--- RECORDS SUPPLIED ---

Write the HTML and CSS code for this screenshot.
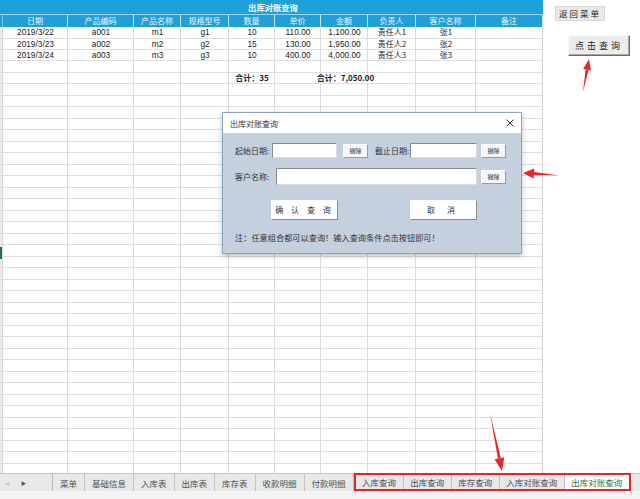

---
--- RECORDS SUPPLIED ---

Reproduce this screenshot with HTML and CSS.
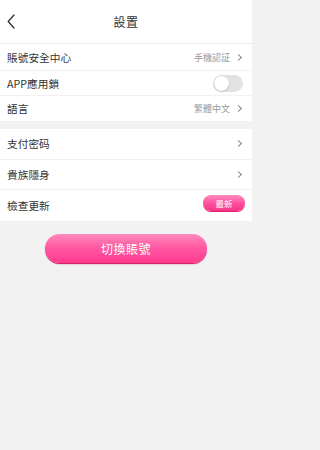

---
--- RECORDS SUPPLIED ---

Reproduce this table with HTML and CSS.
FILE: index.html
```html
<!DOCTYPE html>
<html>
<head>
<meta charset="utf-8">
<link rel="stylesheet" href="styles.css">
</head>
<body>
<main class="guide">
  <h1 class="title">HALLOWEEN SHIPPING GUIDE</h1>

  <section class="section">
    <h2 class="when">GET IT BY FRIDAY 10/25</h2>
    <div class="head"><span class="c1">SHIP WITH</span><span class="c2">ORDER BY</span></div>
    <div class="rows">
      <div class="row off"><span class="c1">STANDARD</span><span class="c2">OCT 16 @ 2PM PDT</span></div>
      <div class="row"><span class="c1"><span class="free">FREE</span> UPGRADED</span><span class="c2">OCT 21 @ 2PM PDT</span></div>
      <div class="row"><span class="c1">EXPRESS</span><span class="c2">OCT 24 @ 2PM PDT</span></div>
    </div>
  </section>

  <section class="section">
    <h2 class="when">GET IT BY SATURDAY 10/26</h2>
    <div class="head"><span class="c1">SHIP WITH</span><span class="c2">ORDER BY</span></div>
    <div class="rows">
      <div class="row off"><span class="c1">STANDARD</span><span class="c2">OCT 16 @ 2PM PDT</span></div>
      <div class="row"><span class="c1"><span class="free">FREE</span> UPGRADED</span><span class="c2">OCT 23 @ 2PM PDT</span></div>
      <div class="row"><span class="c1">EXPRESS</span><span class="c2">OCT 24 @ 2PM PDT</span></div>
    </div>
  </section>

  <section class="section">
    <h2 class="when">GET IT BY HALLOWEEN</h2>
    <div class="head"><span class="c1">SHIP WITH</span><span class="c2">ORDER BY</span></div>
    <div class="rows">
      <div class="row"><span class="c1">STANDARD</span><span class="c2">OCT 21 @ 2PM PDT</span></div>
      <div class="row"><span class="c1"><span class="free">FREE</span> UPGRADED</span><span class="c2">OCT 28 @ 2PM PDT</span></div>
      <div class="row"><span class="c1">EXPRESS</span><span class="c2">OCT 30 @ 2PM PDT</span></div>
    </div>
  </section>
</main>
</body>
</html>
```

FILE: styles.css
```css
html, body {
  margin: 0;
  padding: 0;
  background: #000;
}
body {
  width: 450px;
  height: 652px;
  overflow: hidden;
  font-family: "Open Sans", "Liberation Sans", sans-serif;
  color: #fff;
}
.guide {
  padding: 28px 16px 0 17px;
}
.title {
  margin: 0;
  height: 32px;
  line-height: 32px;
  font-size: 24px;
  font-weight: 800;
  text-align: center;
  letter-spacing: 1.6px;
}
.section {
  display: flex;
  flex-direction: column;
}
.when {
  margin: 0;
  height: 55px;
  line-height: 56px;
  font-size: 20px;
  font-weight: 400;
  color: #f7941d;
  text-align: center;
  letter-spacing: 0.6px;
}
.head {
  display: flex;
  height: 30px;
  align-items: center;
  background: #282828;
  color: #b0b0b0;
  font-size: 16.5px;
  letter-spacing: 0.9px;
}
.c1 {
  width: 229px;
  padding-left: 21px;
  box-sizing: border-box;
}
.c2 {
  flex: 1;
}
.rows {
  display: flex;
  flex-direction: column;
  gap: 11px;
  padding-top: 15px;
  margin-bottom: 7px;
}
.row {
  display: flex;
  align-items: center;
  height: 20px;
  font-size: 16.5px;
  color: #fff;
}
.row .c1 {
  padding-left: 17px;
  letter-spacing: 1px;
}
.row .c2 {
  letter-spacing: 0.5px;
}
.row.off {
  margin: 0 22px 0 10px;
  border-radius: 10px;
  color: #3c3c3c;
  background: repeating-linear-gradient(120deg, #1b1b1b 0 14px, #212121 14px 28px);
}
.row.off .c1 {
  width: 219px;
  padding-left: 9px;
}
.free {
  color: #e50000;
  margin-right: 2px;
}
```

---

EXERCISE REQUIREMENTS —
Return every line holding the word "Reproduce" from the records.

RESULT FOR THIS TASK —
Reproduce this screenshot with HTML and CSS.
Reproduce this table with HTML and CSS.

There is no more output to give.